> _Given information_
────────────────────

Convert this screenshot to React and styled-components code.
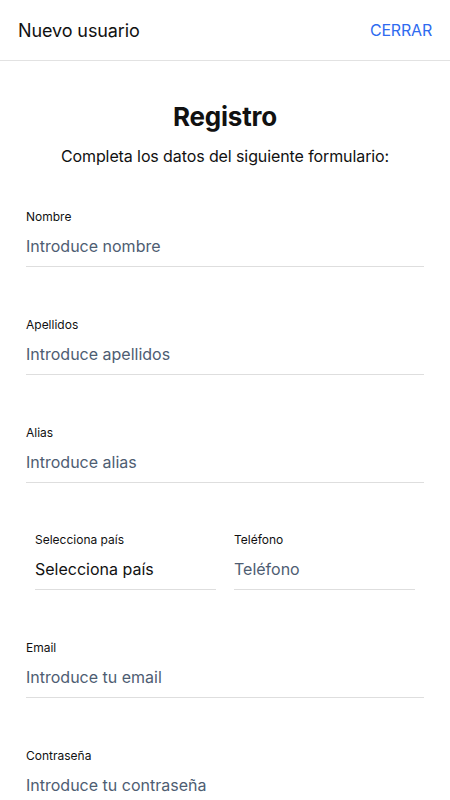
import React from "react";
import styled, { createGlobalStyle } from "styled-components";

const GlobalStyle = createGlobalStyle`
  * { box-sizing: border-box; }
  body {
    margin: 0;
    background: #fff;
    font-family: Inter, "Noto Sans", sans-serif;
    color: #111;
  }
`;

const Page = styled.div`
  width: 100%;
  min-height: 100vh;
  background: #fff;
`;

const TopBar = styled.header`
  height: 61px;
  display: flex;
  align-items: center;
  justify-content: space-between;
  padding: 0 18px;
  border-bottom: 1px solid #e2e2e2;
`;

const TopTitle = styled.h1`
  margin: 0;
  font-size: 18px;
  font-weight: 400;
  letter-spacing: -0.1px;
  color: #111;
`;

const CloseButton = styled.button`
  border: 0;
  background: none;
  padding: 0;
  font-family: inherit;
  font-size: 16px;
  letter-spacing: -0.2px;
  color: #2f6bf0;
  cursor: pointer;
`;

const Form = styled.form`
  padding: 40px 26px 0;
`;

const Heading = styled.h2`
  margin: 0;
  text-align: center;
  font-size: 26px;
  line-height: 32px;
  font-weight: 700;
  letter-spacing: -0.2px;
  color: #111;
`;

const Subheading = styled.p`
  margin: 13px 0 43px;
  text-align: center;
  font-size: 16px;
  line-height: 20px;
  letter-spacing: -0.1px;
  color: #111;
`;

const Field = styled.label`
  display: flex;
  flex-direction: column;
  flex: 1 1 0;
  min-width: 0;
  margin-bottom: ${(p) => (p.$last ? 0 : "50px")};
`;

const LabelText = styled.span`
  font-size: 12px;
  line-height: 16px;
  color: #111;
`;

const Input = styled.input`
  width: 100%;
  height: 42px;
  border: 0;
  border-bottom: 1px solid #dedede;
  padding: 0;
  font-family: inherit;
  font-size: 16px;
  color: #111;
  background: transparent;
  outline: none;
  &::placeholder {
    color: #4e5d72;
  }
`;

const FakeSelect = styled.div`
  height: 42px;
  display: flex;
  align-items: center;
  border-bottom: 1px solid #dedede;
  font-size: 16px;
  color: #111;
  white-space: nowrap;
`;

const Row = styled.div`
  display: flex;
  gap: 18px;
  padding: 0 9px;
  margin: -1px 0 50px;
`;

export default function App() {
  return (
    <Page>
      <GlobalStyle />
      <TopBar>
        <TopTitle>Nuevo usuario</TopTitle>
        <CloseButton type="button">CERRAR</CloseButton>
      </TopBar>
      <Form>
        <Heading>Registro</Heading>
        <Subheading>Completa los datos del siguiente formulario:</Subheading>

        <Field>
          <LabelText>Nombre</LabelText>
          <Input placeholder="Introduce nombre" />
        </Field>
        <Field>
          <LabelText>Apellidos</LabelText>
          <Input placeholder="Introduce apellidos" />
        </Field>
        <Field>
          <LabelText>Alias</LabelText>
          <Input placeholder="Introduce alias" />
        </Field>

        <Row>
          <Field $last>
            <LabelText>Selecciona país</LabelText>
            <FakeSelect>Selecciona país</FakeSelect>
          </Field>
          <Field $last>
            <LabelText>Teléfono</LabelText>
            <Input placeholder="Teléfono" />
          </Field>
        </Row>

        <Field>
          <LabelText>Email</LabelText>
          <Input type="email" placeholder="Introduce tu email" />
        </Field>
        <Field>
          <LabelText>Contraseña</LabelText>
          <Input type="password" placeholder="Introduce tu contraseña" />
        </Field>
      </Form>
    </Page>
  );
}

────────────────────

> _Directive_
Transcribe each line above verbatim, with the pictures left out.

> _Correct response_
Convert this screenshot to React and styled-components code.
import React from "react";
import styled, { createGlobalStyle } from "styled-components";

const GlobalStyle = createGlobalStyle`
  * { box-sizing: border-box; }
  body {
    margin: 0;
    background: #fff;
    font-family: Inter, "Noto Sans", sans-serif;
    color: #111;
  }
`;

const Page = styled.div`
  width: 100%;
  min-height: 100vh;
  background: #fff;
`;

const TopBar = styled.header`
  height: 61px;
  display: flex;
  align-items: center;
  justify-content: space-between;
  padding: 0 18px;
  border-bottom: 1px solid #e2e2e2;
`;

const TopTitle = styled.h1`
  margin: 0;
  font-size: 18px;
  font-weight: 400;
  letter-spacing: -0.1px;
  color: #111;
`;

const CloseButton = styled.button`
  border: 0;
  background: none;
  padding: 0;
  font-family: inherit;
  font-size: 16px;
  letter-spacing: -0.2px;
  color: #2f6bf0;
  cursor: pointer;
`;

const Form = styled.form`
  padding: 40px 26px 0;
`;

const Heading = styled.h2`
  margin: 0;
  text-align: center;
  font-size: 26px;
  line-height: 32px;
  font-weight: 700;
  letter-spacing: -0.2px;
  color: #111;
`;

const Subheading = styled.p`
  margin: 13px 0 43px;
  text-align: center;
  font-size: 16px;
  line-height: 20px;
  letter-spacing: -0.1px;
  color: #111;
`;

const Field = styled.label`
  display: flex;
  flex-direction: column;
  flex: 1 1 0;
  min-width: 0;
  margin-bottom: ${(p) => (p.$last ? 0 : "50px")};
`;

const LabelText = styled.span`
  font-size: 12px;
  line-height: 16px;
  color: #111;
`;

const Input = styled.input`
  width: 100%;
  height: 42px;
  border: 0;
  border-bottom: 1px solid #dedede;
  padding: 0;
  font-family: inherit;
  font-size: 16px;
  color: #111;
  background: transparent;
  outline: none;
  &::placeholder {
    color: #4e5d72;
  }
`;

const FakeSelect = styled.div`
  height: 42px;
  display: flex;
  align-items: center;
  border-bottom: 1px solid #dedede;
  font-size: 16px;
  color: #111;
  white-space: nowrap;
`;

const Row = styled.div`
  display: flex;
  gap: 18px;
  padding: 0 9px;
  margin: -1px 0 50px;
`;

export default function App() {
  return (
    <Page>
      <GlobalStyle />
      <TopBar>
        <TopTitle>Nuevo usuario</TopTitle>
        <CloseButton type="button">CERRAR</CloseButton>
      </TopBar>
      <Form>
        <Heading>Registro</Heading>
        <Subheading>Completa los datos del siguiente formulario:</Subheading>

        <Field>
          <LabelText>Nombre</LabelText>
          <Input placeholder="Introduce nombre" />
        </Field>
        <Field>
          <LabelText>Apellidos</LabelText>
          <Input placeholder="Introduce apellidos" />
        </Field>
        <Field>
          <LabelText>Alias</LabelText>
          <Input placeholder="Introduce alias" />
        </Field>

        <Row>
          <Field $last>
            <LabelText>Selecciona país</LabelText>
            <FakeSelect>Selecciona país</FakeSelect>
          </Field>
          <Field $last>
            <LabelText>Teléfono</LabelText>
            <Input placeholder="Teléfono" />
          </Field>
        </Row>

        <Field>
          <LabelText>Email</LabelText>
          <Input type="email" placeholder="Introduce tu email" />
        </Field>
        <Field>
          <LabelText>Contraseña</LabelText>
          <Input type="password" placeholder="Introduce tu contraseña" />
        </Field>
      </Form>
    </Page>
  );
}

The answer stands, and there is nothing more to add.